>> BEGIN Provided data
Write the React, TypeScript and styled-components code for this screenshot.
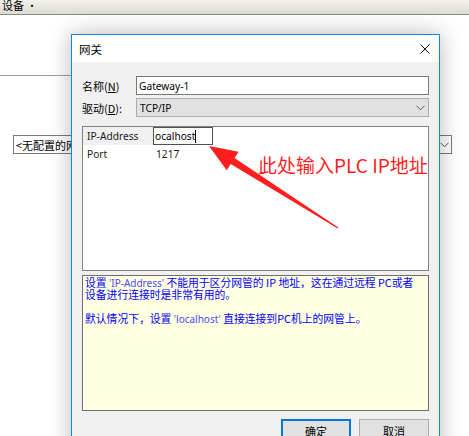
import React from "react";
import styled, { createGlobalStyle } from "styled-components";

const UI_FONT = `"Noto Sans", "Noto Sans CJK SC", sans-serif`;
const CJK_FONT = `"Noto Sans CJK SC", "Noto Sans", sans-serif`;

const Global = createGlobalStyle`
  html, body {
    margin: 0;
    padding: 0;
    width: 469px;
    height: 436px;
    overflow: hidden;
    background: #ffffff;
    font-family: ${UI_FONT};
    font-size: 11px;
    color: #000;
  }
  * { box-sizing: border-box; }
`;

const Page = styled.div`
  position: relative;
  width: 469px;
  height: 436px;
  overflow: hidden;
  background: #fff;
`;

const MenuBar = styled.div`
  height: 15px;
  background: linear-gradient(#f3f2ec, #dddcd0);
  border-bottom: 1px solid #8a8a8a;
  display: flex;
  align-items: flex-start;
  padding-left: 2px;
  overflow: hidden;
`;

const MenuLabel = styled.span`
  font-family: ${CJK_FONT};
  font-size: 11px;
  line-height: 11px;
  white-space: pre;
`;

const Workspace = styled.div`
  display: flex;
  flex-direction: column;
`;

const Divider = styled.div`
  margin-top: 60px;
  width: 71px;
  height: 1px;
  background: #9c9c9c;
`;

const GatewaySelect = styled.div`
  margin-top: 59px;
  margin-left: 13px;
  width: 439px;
  height: 19px;
  border: 1px solid #7a7a7a;
  background: #fff;
  display: flex;
  align-items: center;
  justify-content: space-between;
  padding: 0 2px 0 2px;
  font-family: ${CJK_FONT};
  font-size: 11px;
`;

const Dialog = styled.div`
  position: absolute;
  left: 71px;
  top: 34px;
  width: 369px;
  height: 420px;
  border: 1px solid #1a84d6;
  background: #f0f0f0;
  box-shadow: 0 0 22px rgba(0, 0, 0, 0.28);
  display: flex;
  flex-direction: column;
`;

const TitleBar = styled.div`
  height: 27px;
  background: #ffffff;
  display: flex;
  align-items: center;
  justify-content: space-between;
  padding: 0 9px 0 7px;
`;

const Title = styled.span`
  font-family: ${CJK_FONT};
  font-size: 11.5px;
`;

const CloseGlyph = styled.svg`
  width: 10px;
  height: 10px;
  margin-top: 1px;
`;

const Body = styled.div`
  flex: 1;
  display: flex;
  flex-direction: column;
  padding: 14px 10px 0 10px;
`;

const FieldRow = styled.div<{ $gap?: number }>`
  display: grid;
  grid-template-columns: 54px 1fr;
  align-items: center;
  height: 19px;
  margin-top: ${(p) => p.$gap ?? 0}px;
`;

const FieldLabel = styled.span`
  font-family: ${CJK_FONT};
  font-size: 11px;
  padding-top: 1px;
`;

const Key = styled.span`
  text-decoration: underline;
`;

const TextInput = styled.div`
  height: 19px;
  border: 1px solid #7a7a7a;
  background: #fff;
  display: flex;
  align-items: center;
  padding-left: 2px;
  font-size: 10.2px;
`;

const DropBox = styled.div`
  height: 19px;
  border: 1px solid #adadad;
  background: #e1e1e1;
  display: flex;
  align-items: center;
  justify-content: space-between;
  padding: 0 3px 0 3px;
  font-size: 10.2px;
`;

const Chevron = styled.svg`
  width: 9px;
  height: 6px;
`;

const PropGrid = styled.div`
  margin-top: 9px;
  height: 145px;
  border: 1px solid #828282;
  background: #ffffff;
  display: flex;
  flex-direction: column;
`;

const PropRow = styled.div`
  display: grid;
  grid-template-columns: 70px 60px 1fr;
  height: 18px;
  align-items: stretch;
`;

const PropName = styled.div<{ $active?: boolean }>`
  background: ${(p) => (p.$active ? "#f0f0f0" : "transparent")};
  display: flex;
  align-items: center;
  padding-left: 4px;
  font-size: 10.2px;
  color: #1a1a1a;
`;

const PropValue = styled.div`
  display: flex;
  align-items: center;
  padding-left: 3px;
  font-size: 10.2px;
  color: #1a1a1a;
`;

const PropEditor = styled.div`
  border: 1px solid #505050;
  background: #fff;
  display: flex;
  align-items: center;
  padding-left: 1px;
  font-size: 10.2px;
`;

const Caret = styled.span`
  display: inline-block;
  width: 1px;
  height: 13px;
  background: #000;
`;

const DescBox = styled.div`
  margin-top: 4px;
  height: 136px;
  border: 1px solid #6e6e6e;
  background: #ffffe1;
  padding: 0 2px;
  color: #0000ff;
  font-family: ${CJK_FONT};
  font-size: 10.8px;
  display: flex;
  flex-direction: column;
`;

const DescLine = styled.div`
  height: 12px;
  line-height: 12px;
  white-space: pre;
`;

const Quote = styled.span`
  color: #4a4aff;
  font-family: ${UI_FONT};
  font-size: 10px;
`;

const ButtonRow = styled.div`
  margin-top: 8px;
  display: flex;
  justify-content: flex-end;
  gap: 8px;
`;

const Button = styled.div<{ $primary?: boolean }>`
  width: 70px;
  height: 24px;
  border: ${(p) => (p.$primary ? "2px solid #0078d7" : "1px solid #adadad")};
  background: #e1e1e1;
  display: flex;
  align-items: center;
  justify-content: center;
  font-family: ${CJK_FONT};
  font-size: 11px;
`;

const Annotation = styled.svg`
  position: absolute;
  left: 0;
  top: 0;
  width: 469px;
  height: 436px;
  pointer-events: none;
`;

const Callout = styled.div`
  position: absolute;
  left: 258px;
  top: 153px;
  font-family: ${CJK_FONT};
  font-size: 19px;
  line-height: 24px;
  color: #ff1e1e;
  white-space: pre;
`;

const ChevronIcon = ({ color = "#555" }: { color?: string }) => (
  <Chevron viewBox="0 0 9 6">
    <polyline points="0.5,0.8 4.5,4.8 8.5,0.8" fill="none" stroke={color} strokeWidth="1" />
  </Chevron>
);

export default function App() {
  return (
    <Page>
      <Global />
      <MenuBar>
        <MenuLabel>设备 ·</MenuLabel>
      </MenuBar>
      <Workspace>
        <Divider />
        <GatewaySelect>
          <span>&lt;无配置的网关&gt;</span>
          <ChevronIcon />
        </GatewaySelect>
      </Workspace>

      <Dialog>
        <TitleBar>
          <Title>网关</Title>
          <CloseGlyph viewBox="0 0 10 10">
            <path d="M0.5 0.5 L9.5 9.5 M9.5 0.5 L0.5 9.5" stroke="#111" strokeWidth="1" />
          </CloseGlyph>
        </TitleBar>
        <Body>
          <FieldRow>
            <FieldLabel>
              名称(<Key>N</Key>)
            </FieldLabel>
            <TextInput>Gateway-1</TextInput>
          </FieldRow>
          <FieldRow $gap={3}>
            <FieldLabel>
              驱动(<Key>D</Key>):
            </FieldLabel>
            <DropBox>
              <span>TCP/IP</span>
              <ChevronIcon />
            </DropBox>
          </FieldRow>

          <PropGrid>
            <PropRow>
              <PropName $active>IP-Address</PropName>
              <PropEditor>
                ocalhost
                <Caret />
              </PropEditor>
              <span />
            </PropRow>
            <PropRow>
              <PropName>Port</PropName>
              <PropValue>1217</PropValue>
              <span />
            </PropRow>
          </PropGrid>

          <DescBox>
            <DescLine>
              设置 <Quote>'IP-Address'</Quote> 不能用于区分网管的 IP 地址，这在通过远程 PC或者
            </DescLine>
            <DescLine>设备进行连接时是非常有用的。</DescLine>
            <DescLine> </DescLine>
            <DescLine>
              默认情况下，设置 <Quote>'localhost'</Quote> 直接连接到PC机上的网管上。
            </DescLine>
          </DescBox>

          <ButtonRow>
            <Button $primary>确定</Button>
            <Button>取消</Button>
          </ButtonRow>
        </Body>
      </Dialog>

      <Annotation viewBox="0 0 469 436">
        <polygon
          points="209,146 238.5,151.7 234.5,158 338.3,227.5 337.7,228.5 230.7,164 226.7,170.3"
          fill="#ff1e1e"
        />
      </Annotation>
      <Callout>此处输入PLC IP地址</Callout>
    </Page>
  );
}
>> END Provided data
- _Given request_:
Return each line of the data that contains the string "components".

- _Complete output_:
Write the React, TypeScript and styled-components code for this screenshot.
import styled, { createGlobalStyle } from "styled-components";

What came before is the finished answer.